▶ **GIVEN PROBLEM**: Make an exact copy of all the material below, apart from the pictures.
***** PROVIDED MATERIAL
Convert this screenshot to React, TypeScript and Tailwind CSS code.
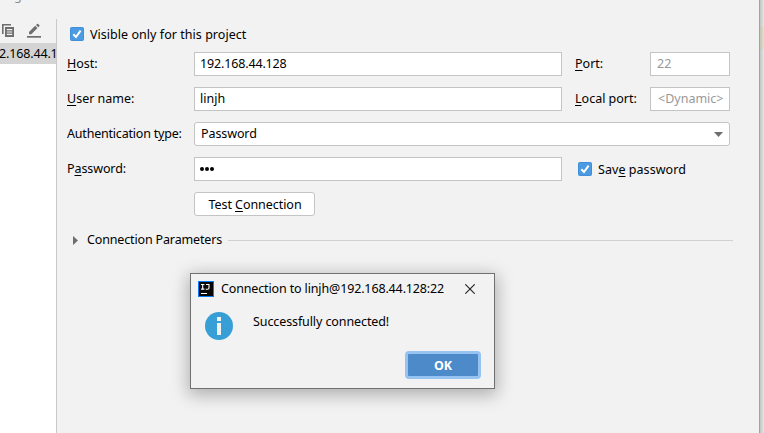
import type { ReactNode } from "react";

function Checkbox() {
  return (
    <svg className="h-[14px] w-[14px] shrink-0" viewBox="0 0 14 14">
      <rect x="0.5" y="0.5" width="13" height="13" rx="1" fill="#4b9ae2" stroke="#3f8fdb" />
      <path d="M3.3 7.2 6 10 10.6 3.6" fill="none" stroke="#fff" strokeWidth="2" />
    </svg>
  );
}

function Mn({ children }: { children: ReactNode }) {
  return <span className="underline decoration-1 underline-offset-[1.5px]">{children}</span>;
}

function Field({ className = "", children }: { className?: string; children: ReactNode }) {
  return (
    <div className={`flex h-6 items-center border border-[#c4c4c4] bg-white ${className}`}>{children}</div>
  );
}

function Sidebar() {
  return (
    <aside className="flex w-14 shrink-0 flex-col overflow-hidden bg-white">
      <div className="flex h-6 shrink-0 items-start bg-[#f2f2f2] pl-0.5 pt-1">
        <svg className="h-4 w-3" viewBox="0 0 12 16" fill="#6e6e6e">
          <path d="M0 1h9v1.6H1.6V11H0z" />
          <path fillRule="evenodd" d="M3 4h9v10H3zM4.8 6v1.2h5.4V6zm0 2.4v1.2h5.4V8.4zm0 2.4V12h5.4v-1.2z" />
        </svg>
        <svg className="ml-[13px] h-4 w-[14px]" viewBox="0 0 14 16" fill="#6e6e6e">
          <path d="M2 11.3V8.9L8.2 2.7l2.3 2.3-6.2 6.3zM9 1.9l1-1a.8.8 0 0 1 1.1 0l1.2 1.2a.8.8 0 0 1 0 1.1l-1 1z" />
          <path d="M0 13h14v1.7H0z" />
        </svg>
      </div>
      <div className="flex h-[21px] shrink-0 items-center whitespace-nowrap bg-[#d4d4d4]">
        <span className="-ml-px tracking-[-0.15px]">2.168.44.1</span>
      </div>
    </aside>
  );
}

function Dialog() {
  return (
    <div className="absolute left-[190px] top-[273px] flex h-[116px] w-[305px] flex-col border border-[#707070] bg-[#f2f2f2] shadow-[0_4px_16px_2px_rgba(0,0,0,0.28)]">
      <div className="flex h-[29px] items-center pl-[7px]">
        <svg className="h-4 w-4" viewBox="0 0 16 16">
          <rect width="16" height="16" fill="#087cfa" />
          <rect x="1" y="1" width="14" height="14" fill="#080808" />
          <path d="M3 3.5h3.4M4.7 3.5v4.6M3 8.1h3.4M8 3.5h3V7q0 1.2-1.2 1.2H7.7M3 12.5h6" fill="none" stroke="#fff" strokeWidth="1.1" />
        </svg>
        <span className="ml-[7px] w-[244px] whitespace-nowrap tracking-[-0.14px]">Connection to linjh@192.168.44.128:22</span>
        <svg className="h-[10px] w-[10px]" viewBox="0 0 10 10">
          <path d="M0.3 0.3 9.7 9.7M9.7 0.3 0.3 9.7" stroke="#222" strokeWidth="1.1" />
        </svg>
      </div>
      <div className="flex h-12 items-start pl-[14px] pt-[9px]">
        <svg className="h-7 w-7" viewBox="0 0 28 28">
          <circle cx="14" cy="14" r="14" fill="#389fd6" />
          <path d="M12 5h4v4h-4zM12 11h4v12h-4z" fill="#f2f2f2" />
        </svg>
        <span className="ml-5 leading-5 tracking-[-0.1px]">Successfully connected!</span>
      </div>
      <div className="flex justify-end pr-[13px]">
        <button className="flex h-7 w-[76px] items-center justify-center rounded-[4px] border-[3px] border-[#97c3f3] bg-[#4c8aca] pt-0.5 font-bold text-white">
          OK
        </button>
      </div>
    </div>
  );
}

export default function App() {
  return (
    <div className="relative flex h-[433px] w-[764px] overflow-hidden bg-[#f2f2f2] font-['Noto_Sans','Open_Sans',sans-serif] text-[12.5px] leading-6 text-black">
      <div className="flex w-[759px] shrink-0 flex-col">
        <header className="h-[19px] shrink-0 overflow-hidden pl-[14px]">
          <span className="block -translate-y-4 text-[#8c8c8c]">g</span>
        </header>
        <div className="flex flex-1">
          <Sidebar />
          <main className="flex-1 border-l border-[#c9c9c9] pl-[10px] pr-[26px]">
            <div className="flex h-[33px] items-start gap-[6px] pl-[3px] pt-[8px]">
              <Checkbox />
              <span className="leading-4 tracking-[0.04px]">Visible only for this project</span>
            </div>
            <div className="grid auto-rows-[24px] grid-cols-[127px_368px_88px_80px] gap-y-[11px] whitespace-nowrap">
              <label><Mn>H</Mn>ost:</label>
              <Field className="pl-[5px] tracking-[-0.15px]">192.168.44.128</Field>
              <label className="pl-[13px]"><Mn>P</Mn>ort:</label>
              <Field className="pl-[6px] text-[#999]">22</Field>

              <label><Mn>U</Mn>ser name:</label>
              <Field className="pl-[5px]">linjh</Field>
              <label className="pl-[13px]"><Mn>L</Mn>ocal port:</label>
              <Field className="pl-[7px] text-[#999]">&lt;Dynamic&gt;</Field>

              <label className="tracking-[-0.2px]">Authentication t<Mn>y</Mn>pe:</label>
              <Field className="col-span-3 justify-between rounded-[3px] pl-[6px] pr-[6px] tracking-[-0.1px]">
                Password
                <svg className="h-[5px] w-[9px]" viewBox="0 0 9 5"><path d="M0 0h9L4.5 5z" fill="#6e6e6e" /></svg>
              </Field>

              <label className="tracking-[-0.1px]">P<Mn>a</Mn>ssword:</label>
              <Field className="gap-[1.5px] pl-[5px]">
                <i className="h-[3.5px] w-[3.5px] rounded-full bg-black" />
                <i className="h-[3.5px] w-[3.5px] rounded-full bg-black" />
                <i className="h-[3.5px] w-[3.5px] rounded-full bg-black" />
              </Field>
              <div className="col-span-2 flex h-6 items-center gap-[6px] pl-4">
                <Checkbox />
                <span className="pt-0.5 tracking-[0.05px]">Sav<Mn>e</Mn> password</span>
              </div>

              <button className="col-start-2 flex h-6 w-[121px] items-center justify-center rounded-[3px] border border-[#c4c4c4] bg-white pl-px pt-0.5 tracking-[-0.05px]">
                <span>Test <Mn>C</Mn>onnection</span>
              </button>
            </div>
            <div className="mt-3 flex h-6 items-center pl-[6px]">
              <svg className="h-[9px] w-[5px]" viewBox="0 0 5 9"><path d="M0 0v9l5-4.5z" fill="#6e6e6e" /></svg>
              <span className="ml-[9px] w-[141px] whitespace-nowrap tracking-[-0.15px]">Connection Parameters</span>
              <div className="h-px flex-1 bg-[#d1d1d1]" />
            </div>
          </main>
        </div>
      </div>
      <div className="w-[5px] border-l border-[#a2a2a2] bg-linear-to-r from-[#c4c4c4] to-[#e6e6e6]">
        <div className="mt-[27px] h-[22px] bg-linear-to-r from-[#c6c4b2] to-[#e4e1cc]" />
      </div>
      <Dialog />
    </div>
  );
}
**********
▶ **WRITTEN REPLY**:
Convert this screenshot to React, TypeScript and Tailwind CSS code.
import type { ReactNode } from "react";

function Checkbox() {
  return (
    <svg className="h-[14px] w-[14px] shrink-0" viewBox="0 0 14 14">
      <rect x="0.5" y="0.5" width="13" height="13" rx="1" fill="#4b9ae2" stroke="#3f8fdb" />
      <path d="M3.3 7.2 6 10 10.6 3.6" fill="none" stroke="#fff" strokeWidth="2" />
    </svg>
  );
}

function Mn({ children }: { children: ReactNode }) {
  return <span className="underline decoration-1 underline-offset-[1.5px]">{children}</span>;
}

function Field({ className = "", children }: { className?: string; children: ReactNode }) {
  return (
    <div className={`flex h-6 items-center border border-[#c4c4c4] bg-white ${className}`}>{children}</div>
  );
}

function Sidebar() {
  return (
    <aside className="flex w-14 shrink-0 flex-col overflow-hidden bg-white">
      <div className="flex h-6 shrink-0 items-start bg-[#f2f2f2] pl-0.5 pt-1">
        <svg className="h-4 w-3" viewBox="0 0 12 16" fill="#6e6e6e">
          <path d="M0 1h9v1.6H1.6V11H0z" />
          <path fillRule="evenodd" d="M3 4h9v10H3zM4.8 6v1.2h5.4V6zm0 2.4v1.2h5.4V8.4zm0 2.4V12h5.4v-1.2z" />
        </svg>
        <svg className="ml-[13px] h-4 w-[14px]" viewBox="0 0 14 16" fill="#6e6e6e">
          <path d="M2 11.3V8.9L8.2 2.7l2.3 2.3-6.2 6.3zM9 1.9l1-1a.8.8 0 0 1 1.1 0l1.2 1.2a.8.8 0 0 1 0 1.1l-1 1z" />
          <path d="M0 13h14v1.7H0z" />
        </svg>
      </div>
      <div className="flex h-[21px] shrink-0 items-center whitespace-nowrap bg-[#d4d4d4]">
        <span className="-ml-px tracking-[-0.15px]">2.168.44.1</span>
      </div>
    </aside>
  );
}

function Dialog() {
  return (
    <div className="absolute left-[190px] top-[273px] flex h-[116px] w-[305px] flex-col border border-[#707070] bg-[#f2f2f2] shadow-[0_4px_16px_2px_rgba(0,0,0,0.28)]">
      <div className="flex h-[29px] items-center pl-[7px]">
        <svg className="h-4 w-4" viewBox="0 0 16 16">
          <rect width="16" height="16" fill="#087cfa" />
          <rect x="1" y="1" width="14" height="14" fill="#080808" />
          <path d="M3 3.5h3.4M4.7 3.5v4.6M3 8.1h3.4M8 3.5h3V7q0 1.2-1.2 1.2H7.7M3 12.5h6" fill="none" stroke="#fff" strokeWidth="1.1" />
        </svg>
        <span className="ml-[7px] w-[244px] whitespace-nowrap tracking-[-0.14px]">Connection to linjh@192.168.44.128:22</span>
        <svg className="h-[10px] w-[10px]" viewBox="0 0 10 10">
          <path d="M0.3 0.3 9.7 9.7M9.7 0.3 0.3 9.7" stroke="#222" strokeWidth="1.1" />
        </svg>
      </div>
      <div className="flex h-12 items-start pl-[14px] pt-[9px]">
        <svg className="h-7 w-7" viewBox="0 0 28 28">
          <circle cx="14" cy="14" r="14" fill="#389fd6" />
          <path d="M12 5h4v4h-4zM12 11h4v12h-4z" fill="#f2f2f2" />
        </svg>
        <span className="ml-5 leading-5 tracking-[-0.1px]">Successfully connected!</span>
      </div>
      <div className="flex justify-end pr-[13px]">
        <button className="flex h-7 w-[76px] items-center justify-center rounded-[4px] border-[3px] border-[#97c3f3] bg-[#4c8aca] pt-0.5 font-bold text-white">
          OK
        </button>
      </div>
    </div>
  );
}

export default function App() {
  return (
    <div className="relative flex h-[433px] w-[764px] overflow-hidden bg-[#f2f2f2] font-['Noto_Sans','Open_Sans',sans-serif] text-[12.5px] leading-6 text-black">
      <div className="flex w-[759px] shrink-0 flex-col">
        <header className="h-[19px] shrink-0 overflow-hidden pl-[14px]">
          <span className="block -translate-y-4 text-[#8c8c8c]">g</span>
        </header>
        <div className="flex flex-1">
          <Sidebar />
          <main className="flex-1 border-l border-[#c9c9c9] pl-[10px] pr-[26px]">
            <div className="flex h-[33px] items-start gap-[6px] pl-[3px] pt-[8px]">
              <Checkbox />
              <span className="leading-4 tracking-[0.04px]">Visible only for this project</span>
            </div>
            <div className="grid auto-rows-[24px] grid-cols-[127px_368px_88px_80px] gap-y-[11px] whitespace-nowrap">
              <label><Mn>H</Mn>ost:</label>
              <Field className="pl-[5px] tracking-[-0.15px]">192.168.44.128</Field>
              <label className="pl-[13px]"><Mn>P</Mn>ort:</label>
              <Field className="pl-[6px] text-[#999]">22</Field>

              <label><Mn>U</Mn>ser name:</label>
              <Field className="pl-[5px]">linjh</Field>
              <label className="pl-[13px]"><Mn>L</Mn>ocal port:</label>
              <Field className="pl-[7px] text-[#999]">&lt;Dynamic&gt;</Field>

              <label className="tracking-[-0.2px]">Authentication t<Mn>y</Mn>pe:</label>
              <Field className="col-span-3 justify-between rounded-[3px] pl-[6px] pr-[6px] tracking-[-0.1px]">
                Password
                <svg className="h-[5px] w-[9px]" viewBox="0 0 9 5"><path d="M0 0h9L4.5 5z" fill="#6e6e6e" /></svg>
              </Field>

              <label className="tracking-[-0.1px]">P<Mn>a</Mn>ssword:</label>
              <Field className="gap-[1.5px] pl-[5px]">
                <i className="h-[3.5px] w-[3.5px] rounded-full bg-black" />
                <i className="h-[3.5px] w-[3.5px] rounded-full bg-black" />
                <i className="h-[3.5px] w-[3.5px] rounded-full bg-black" />
              </Field>
              <div className="col-span-2 flex h-6 items-center gap-[6px] pl-4">
                <Checkbox />
                <span className="pt-0.5 tracking-[0.05px]">Sav<Mn>e</Mn> password</span>
              </div>

              <button className="col-start-2 flex h-6 w-[121px] items-center justify-center rounded-[3px] border border-[#c4c4c4] bg-white pl-px pt-0.5 tracking-[-0.05px]">
                <span>Test <Mn>C</Mn>onnection</span>
              </button>
            </div>
            <div className="mt-3 flex h-6 items-center pl-[6px]">
              <svg className="h-[9px] w-[5px]" viewBox="0 0 5 9"><path d="M0 0v9l5-4.5z" fill="#6e6e6e" /></svg>
              <span className="ml-[9px] w-[141px] whitespace-nowrap tracking-[-0.15px]">Connection Parameters</span>
              <div className="h-px flex-1 bg-[#d1d1d1]" />
            </div>
          </main>
        </div>
      </div>
      <div className="w-[5px] border-l border-[#a2a2a2] bg-linear-to-r from-[#c4c4c4] to-[#e6e6e6]">
        <div className="mt-[27px] h-[22px] bg-linear-to-r from-[#c6c4b2] to-[#e4e1cc]" />
      </div>
      <Dialog />
    </div>
  );
}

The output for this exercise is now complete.